WHAT IS EXPECTED: Everything from the line containing "Convert this screenshot" through the line containing "h-[354px] overflow-hidden bg-white" must be written out exactly, and nothing more; leave any pictures out.

(Recorded data)
________________________

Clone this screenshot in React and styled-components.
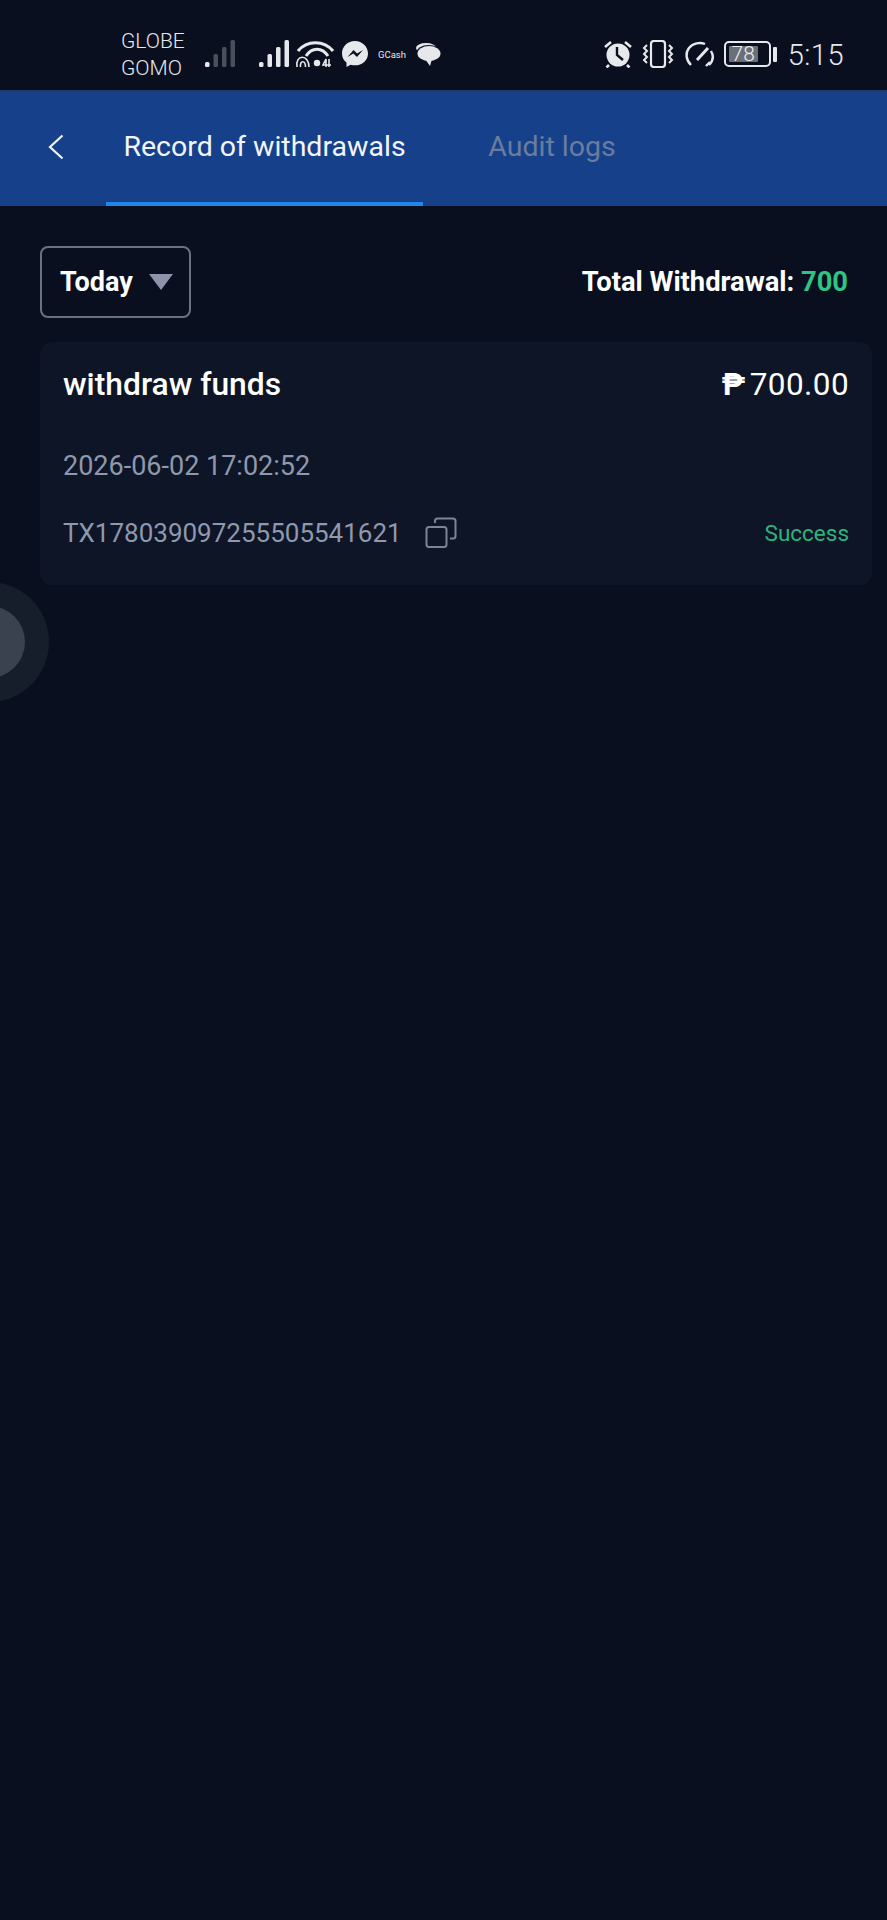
import styled, { createGlobalStyle } from "styled-components";

const GlobalStyle = createGlobalStyle`
  html, body {
    margin: 0;
    padding: 0;
    background: #090f1f;
  }
  * {
    box-sizing: border-box;
  }
`;

const Page = styled.div`
  position: relative;
  width: 887px;
  height: 1920px;
  overflow: hidden;
  background: #090f1f;
  font-family: Roboto, "Liberation Sans", sans-serif;
`;

const StatusBar = styled.div`
  display: flex;
  align-items: center;
  justify-content: space-between;
  height: 90px;
  padding: 18px 43px 0 121px;
  color: #e6e8ec;
`;

const StatusGroup = styled.div`
  display: flex;
  align-items: center;
`;

const Carrier = styled.div`
  width: 84px;
  font-size: 21px;
  line-height: 27px;
  font-weight: 300;
  margin-top: 2px;
`;

const StatusIcon = styled.svg`
  display: block;
  margin-left: ${(p) => p.$gap || 0}px;
  flex: none;
`;

const GCash = styled.span`
  width: 28px;
  margin-left: 10px;
  font-size: 9.5px;
  white-space: nowrap;
`;

const Clock = styled.span`
  margin-left: 11px;
  margin-top: 2px;
  font-size: 29px;
  font-weight: 300;
  letter-spacing: 0.5px;
`;

const Battery = styled.div`
  display: flex;
  align-items: center;
  margin-left: 9px;
`;

const BatteryBody = styled.div`
  width: 47px;
  height: 26px;
  border: 2px solid #e6e8ec;
  border-radius: 5px;
  padding: 3px;
  display: flex;
`;

const BatteryLevel = styled.div`
  flex: 1;
  margin-right: 8px;
  background: #6b6f78;
  border-radius: 1px;
  color: #eceef1;
  font-size: 21px;
  font-weight: 300;
  line-height: 16px;
  text-align: center;
  white-space: nowrap;
`;

const BatteryNub = styled.div`
  width: 4px;
  height: 15px;
  margin-left: 2px;
  background: #e6e8ec;
  border-radius: 1px;
`;

const Header = styled.div`
  display: flex;
  align-items: stretch;
  height: 116px;
  padding-left: 48px;
  background: #16418a;
  border-top: 2px solid #233a66;
`;

const BackButton = styled.div`
  display: flex;
  align-items: center;
  width: 58px;
  flex: none;
  padding-bottom: 4px;
`;

const Tab = styled.div`
  display: flex;
  align-items: center;
  justify-content: center;
  width: ${(p) => p.$width}px;
  padding-bottom: 1px;
  font-size: 28.5px;
  color: ${(p) => (p.$active ? "#f2f5fa" : "#6a7d9f")};
  border-bottom: 4px solid ${(p) => (p.$active ? "#1f87e8" : "transparent")};
`;

const Content = styled.div`
  padding: 40px 15px 0 40px;
`;

const Toolbar = styled.div`
  display: flex;
  align-items: center;
  justify-content: space-between;
  height: 72px;
  padding-right: 24px;
`;

const Picker = styled.div`
  display: flex;
  align-items: center;
  width: 151px;
  height: 72px;
  padding-left: 18px;
  border: 2px solid #6b7180;
  border-radius: 8px;
  color: #fff;
  font-size: 27px;
  font-weight: 700;
`;

const PickerArrow = styled.span`
  width: 0;
  height: 0;
  margin-left: 16px;
  border-left: 12px solid transparent;
  border-right: 12px solid transparent;
  border-top: 16px solid #8c93ab;
`;

const Total = styled.div`
  color: #fff;
  font-size: 27.3px;
  font-weight: 700;
`;

const Green = styled.span`
  color: #2fc384;
`;

const Card = styled.div`
  margin-top: 24px;
  height: 243px;
  padding: 23px 23px 0;
  background: #0e1526;
  border-radius: 12px;
`;

const Row = styled.div`
  display: flex;
  align-items: center;
  justify-content: space-between;
  height: ${(p) => p.$height}px;
  margin-top: ${(p) => p.$top || 0}px;
`;

const Title = styled.div`
  color: #fff;
  font-size: 31.8px;
  font-weight: 500;
`;

const Amount = styled.div`
  color: #fff;
  font-size: 31.5px;
  letter-spacing: 0.4px;
`;

const Peso = styled.span`
  margin-right: 4px;
  font-weight: 700;
`;

const Muted = styled.div`
  display: flex;
  align-items: center;
  color: #8f98ad;
  font-size: ${(p) => p.$size}px;
`;

const Status = styled.div`
  color: #2fb37c;
  font-size: 22.5px;
`;

const CopyIcon = styled.svg`
  display: block;
  margin-left: 23px;
`;

const FloatBall = styled.div`
  position: absolute;
  left: -71px;
  top: 582px;
  width: 120px;
  height: 120px;
  display: flex;
  align-items: center;
  justify-content: center;
  border-radius: 50%;
  background: #161d2b;
`;

const FloatDot = styled.div`
  width: 72px;
  height: 72px;
  border-radius: 50%;
  background: #3a4250;
`;

const Bars = ({ dim, gap }) => (
  <StatusIcon $gap={gap} width="30" height="28" viewBox="0 0 30 28">
    {[0, 1, 2, 3].map((i) => (
      <rect
        key={i}
        x={i * 8.5}
        y={[22, 14, 7, 0][i]}
        width="4.5"
        height={[5, 13, 20, 27][i]}
        rx="1.5"
        fill={dim && i > 0 ? "#4a4f5c" : "#e6e8ec"}
      />
    ))}
  </StatusIcon>
);

const App = () => {
  return (
    <Page>
      <GlobalStyle />
      <StatusBar>
        <StatusGroup>
          <Carrier>
            GLOBE
            <br />
            GOMO
          </Carrier>
          <Bars dim />
          <Bars gap={24} />
          <StatusIcon $gap={6} width="40" height="28" viewBox="0 0 40 28" fill="none" stroke="#e6e8ec">
            <path d="M3 11C12 0 29 0 38 11" strokeWidth="3.2" />
            <path d="M11 16C17 7 27 7 33 16" strokeWidth="3" />
            <circle cx="22" cy="23" r="3.2" fill="#e6e8ec" stroke="none" />
            <path d="M2 27C0 14 14 14 14 27" strokeWidth="1.6" />
            <path d="M5.5 27C4.5 20 10.5 20 10.5 27" strokeWidth="1.6" />
            <path d="M31 27V19L28 25H36M34 19V27" strokeWidth="1.6" />
          </StatusIcon>
          <StatusIcon $gap={7} width="26" height="26" viewBox="0 0 26 26">
            <path d="M13 0C5.8 0 0 5.4 0 12.4c0 3.8 1.7 7 4.5 9.2V26l4.1-2.3c1.4.4 2.9.6 4.4.6 7.2 0 13-5.2 13-11.9S20.2 0 13 0z" fill="#e6e8ec" />
            <path d="M5.5 16l6-7 3.6 3.4L21 9l-6 7-3.6-3.4z" fill="#0a0f1e" />
          </StatusIcon>
          <GCash>GCash</GCash>
          <StatusIcon $gap={9} width="26" height="24" viewBox="0 0 26 24">
            <ellipse cx="11" cy="6" rx="10" ry="5" fill="#e6e8ec" />
            <ellipse cx="13.5" cy="11" rx="12" ry="8" fill="#0a0f1e" />
            <ellipse cx="14" cy="11.5" rx="11.5" ry="7.5" fill="#e6e8ec" />
            <path d="M10 17L15 24L17 17z" fill="#e6e8ec" />
          </StatusIcon>
        </StatusGroup>
        <StatusGroup>
          <StatusIcon width="30" height="28" viewBox="0 0 30 28" fill="none" stroke="#e6e8ec">
            <circle cx="15" cy="15" r="11.5" fill="#e6e8ec" stroke="none" />
            <path d="M14 7V15L20 20" stroke="#0a0f1e" strokeWidth="2.4" />
            <path d="M2 7L8 2M28 7L22 2M6 25L3.5 27.5M24 25L26.5 27.5" strokeWidth="2.6" />
          </StatusIcon>
          <StatusIcon $gap={8} width="34" height="28" viewBox="0 0 34 28" fill="none" stroke="#e6e8ec" strokeWidth="2">
            <rect x="10" y="1" width="14" height="26" rx="3" strokeWidth="2.2" />
            <path d="M6 5L3 8L6 11L3 14L6 17L3 20L6 23M28 5L31 8L28 11L31 14L28 17L31 20L28 23" />
          </StatusIcon>
          <StatusIcon $gap={9} width="31" height="28" viewBox="0 0 31 28" fill="none" stroke="#e6e8ec" strokeWidth="2.4">
            <path d="M7 25C2 20 1 13 5 8 9 3 16 2 21 4" />
            <path d="M27 11C30 16 29 21 25 25" />
            <path d="M13 20L24 8" strokeWidth="3" />
            <path d="M22 26L26 22" />
          </StatusIcon>
          <Battery>
            <BatteryBody>
              <BatteryLevel>78</BatteryLevel>
            </BatteryBody>
            <BatteryNub />
          </Battery>
          <Clock>5:15</Clock>
        </StatusGroup>
      </StatusBar>

      <Header>
        <BackButton>
          <svg width="16" height="26" viewBox="0 0 16 26" fill="none" stroke="#f2f5fa" strokeWidth="2.2">
            <path d="M14.5 1.5L2 13L14.5 24.5" />
          </svg>
        </BackButton>
        <Tab $active $width={317}>Record of withdrawals</Tab>
        <Tab $width={258}>Audit logs</Tab>
      </Header>

      <Content>
        <Toolbar>
          <Picker>
            Today
            <PickerArrow />
          </Picker>
          <Total>
            Total Withdrawal: <Green>700</Green>
          </Total>
        </Toolbar>

        <Card>
          <Row $height={38}>
            <Title>withdraw funds</Title>
            <Amount>
              <Peso>₱</Peso>700.00
            </Amount>
          </Row>
          <Row $height={38} $top={44}>
            <Muted $size={27}>2026-06-02 17:02:52</Muted>
          </Row>
          <Row $height={38} $top={29}>
            <Muted $size={26}>
              TX178039097255505541621
              <CopyIcon width="32" height="32" viewBox="0 0 32 32" fill="none" stroke="#7d8496" strokeWidth="2">
                <rect x="1.5" y="10" width="20" height="20" rx="2.5" />
                <path d="M10 6V4C10 2.5 11 1.500 12.5 1.5H28C29.5 1.5 30.5 2.5 30.5 4V19C30.5 20.5 29.5 21.5 28 21.5H25" />
              </CopyIcon>
            </Muted>
            <Status>Success</Status>
          </Row>
        </Card>
      </Content>

      <FloatBall>
        <FloatDot />
      </FloatBall>
    </Page>
  );
};

export default App;
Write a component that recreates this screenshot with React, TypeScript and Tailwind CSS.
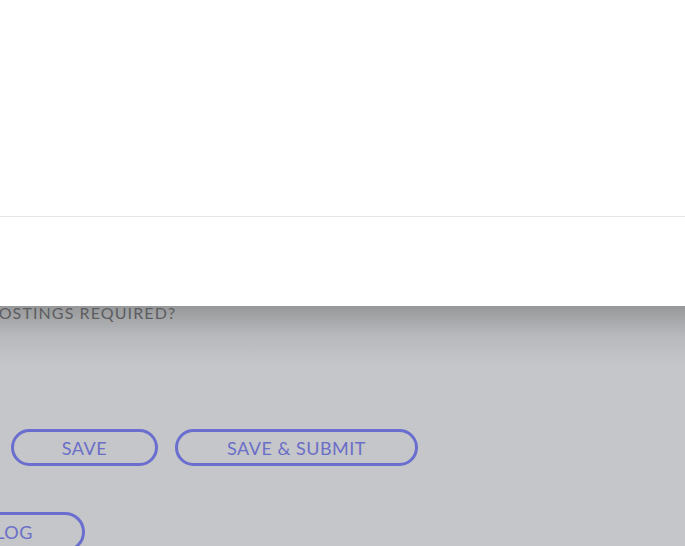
const font = { fontFamily: "Lato, 'Noto Sans', sans-serif" };

function PillButton({ label, className }: { label: string; className?: string }) {
  return (
    <button
      className={`flex h-[37px] items-center justify-center rounded-full border-[3px] border-[#6a6ecf] text-[18px] leading-none tracking-[0.5px] text-[#6a6ec8] ${className ?? ""}`}
    >
      {label}
    </button>
  );
}

export default function App() {
  return (
    <div className="flex h-[546px] w-[685px] flex-col overflow-hidden bg-[#c5c6c9]" style={font}>
      <div className="flex h-[306px] shrink-0 flex-col bg-white">
        <div className="h-[216px]" />
        <div className="h-px bg-[#e6e6e6]" />
      </div>

      <div className="flex flex-1 flex-col bg-[linear-gradient(to_bottom,#97989a,#b8b9bc_30px,#c5c6c9_60px)]">
        <p className="-ml-[12px] -mt-[2px] whitespace-nowrap text-[16px] leading-[18px] tracking-[1.1px] text-[#5c5d60]">
          POSTINGS REQUIRED?
        </p>

        <div className="mt-[107px] flex gap-[17px] pl-[11px]">
          <PillButton label="SAVE" className="w-[147px]" />
          <PillButton label="SAVE & SUBMIT" className="w-[243px]" />
        </div>

        <div className="mt-[46px] flex">
          <PillButton label="VIEW LOG" className="-ml-[110px] h-[40px] px-[49px]" />
        </div>
      </div>
    </div>
  );
}
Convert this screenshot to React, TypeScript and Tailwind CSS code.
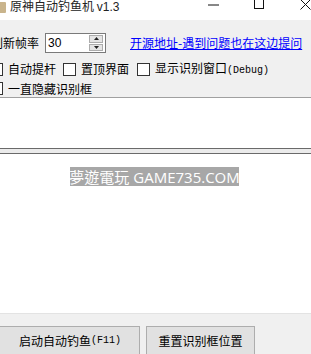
export default function App() {
  const cjk = { fontFamily: '"Noto Sans CJK SC", "Liberation Sans", sans-serif' };

  function Check() {
    return <span className="block w-[13px] h-[13px] shrink-0 bg-white border border-[#333333]" />;
  }

  return (
    <div className="w-[311px] h-[354px] overflow-hidden bg-white text-black text-[12px] leading-[12px]" style={cjk}>

      {/* Title bar */}
      <div className="h-[20px] bg-white flex items-start relative">
        <div className="w-[6px] h-[11px] mt-[2px] bg-[#c9b48c] rounded-r-[1px]" />
        <span className="ml-[4px] text-[12px] leading-[12px] text-[#222]">
          原神自动钓鱼机 <span style={{ fontFamily: '"Liberation Sans", sans-serif' }}>v1.3</span>
        </span>
        <svg className="absolute left-[208px] top-[4px]" width="11" height="2" viewBox="0 0 11 2">
          <line x1="0" y1="1" x2="11" y2="1" stroke="#111" strokeWidth="1" />
        </svg>
        <svg className="absolute left-[254px] top-[-1px]" width="10" height="10" viewBox="0 0 10 10">
          <rect x="0.5" y="0.5" width="9" height="9" fill="none" stroke="#111" strokeWidth="1" />
        </svg>
        <svg className="absolute left-[300px] top-[-1px]" width="11" height="11" viewBox="0 0 11 11">
          <path d="M0.5 0.5 L10.5 10.5 M10.5 0.5 L0.5 10.5" stroke="#111" strokeWidth="1" />
        </svg>
      </div>

      {/* Settings panel */}
      <div className="h-[78px] bg-[#f0f0f0] border-b border-[#a0a0a0] flex flex-col">
        <div className="mt-[13px] h-[20px] flex items-center">
          <span className="ml-[-9px] w-[48px] shrink-0">刷新帧率</span>
          <div className="ml-[6px] w-[61px] h-[20px] bg-white border border-[#7a7a7a] flex items-center">
            <span className="ml-[2px] flex-1" style={{ fontFamily: '"Liberation Sans", sans-serif' }}>30</span>
            <div className="w-[14px] h-[16px] mr-[2px] flex flex-col gap-[1px]">
              <div className="flex-1 bg-[#e5e5e5] border border-[#acacac] flex items-center justify-center">
                <svg width="5" height="3" viewBox="0 0 5 3"><path d="M0 3 L2.5 0 L5 3 Z" fill="#222" /></svg>
              </div>
              <div className="flex-1 bg-[#e5e5e5] border border-[#acacac] flex items-center justify-center">
                <svg width="5" height="3" viewBox="0 0 5 3"><path d="M0 0 L5 0 L2.5 3 Z" fill="#222" /></svg>
              </div>
            </div>
          </div>
          <a className="ml-[24px] text-[#0000ff] underline whitespace-nowrap">开源地址-遇到问题也在这边提问</a>
        </div>

        <div className="mt-[9px] h-[14px] flex items-center whitespace-nowrap">
          <div className="ml-[-10px]"><Check /></div>
          <span className="ml-[5px]">自动提杆</span>
          <div className="ml-[7px]"><Check /></div>
          <span className="ml-[5px]">置顶界面</span>
          <div className="ml-[8px]"><Check /></div>
          <span className="ml-[5px]">
            显示识别窗口<span className="text-[10px]" style={{ fontFamily: '"Liberation Mono", monospace' }}>(Debug)</span>
          </span>
        </div>

        <div className="mt-[6px] h-[13px] flex items-center whitespace-nowrap">
          <div className="ml-[-10px]"><Check /></div>
          <span className="ml-[5px]">一直隐藏识别框</span>
        </div>
      </div>

      {/* Upper white area */}
      <div className="h-[50px] bg-white" />

      {/* Splitter */}
      <div className="h-[6px] bg-[#ebebeb] border-y border-[#6a6a6a]" />

      {/* Lower white area */}
      <div className="h-[160px] bg-white border-b border-[#e3e3e3] pt-[13px]">
        <div className="ml-[70px] w-[169px] h-[19px] bg-[#a7a7a7] text-white flex items-center justify-center whitespace-nowrap text-[15px]" style={{ fontFamily: '"Noto Sans CJK TC", "Open Sans", sans-serif' }}>
          夢遊電玩 <span className="ml-[4px]" style={{ fontFamily: '"Open Sans", sans-serif' }}>GAME735.COM</span>
        </div>
      </div>

      {/* Buttons */}
      <div className="h-[40px] bg-[#f0f0f0] pt-[12px] flex items-start">
        <button className="ml-[-10px] w-[150px] h-[30px] bg-[#e1e1e1] border border-[#adadad] flex items-center justify-center whitespace-nowrap pl-[10px]">
          启动自动钓鱼<span className="text-[10px]" style={{ fontFamily: '"Liberation Mono", monospace' }}>(F11)</span>
        </button>
        <button className="ml-[6px] w-[109px] h-[30px] bg-[#e1e1e1] border border-[#adadad] flex items-center justify-center whitespace-nowrap">
          重置识别框位置
        </button>
      </div>
    </div>
  );
}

________________________

FINAL RESULT:
Convert this screenshot to React, TypeScript and Tailwind CSS code.
export default function App() {
  const cjk = { fontFamily: '"Noto Sans CJK SC", "Liberation Sans", sans-serif' };

  function Check() {
    return <span className="block w-[13px] h-[13px] shrink-0 bg-white border border-[#333333]" />;
  }

  return (
    <div className="w-[311px] h-[354px] overflow-hidden bg-white text-black text-[12px] leading-[12px]" style={cjk}>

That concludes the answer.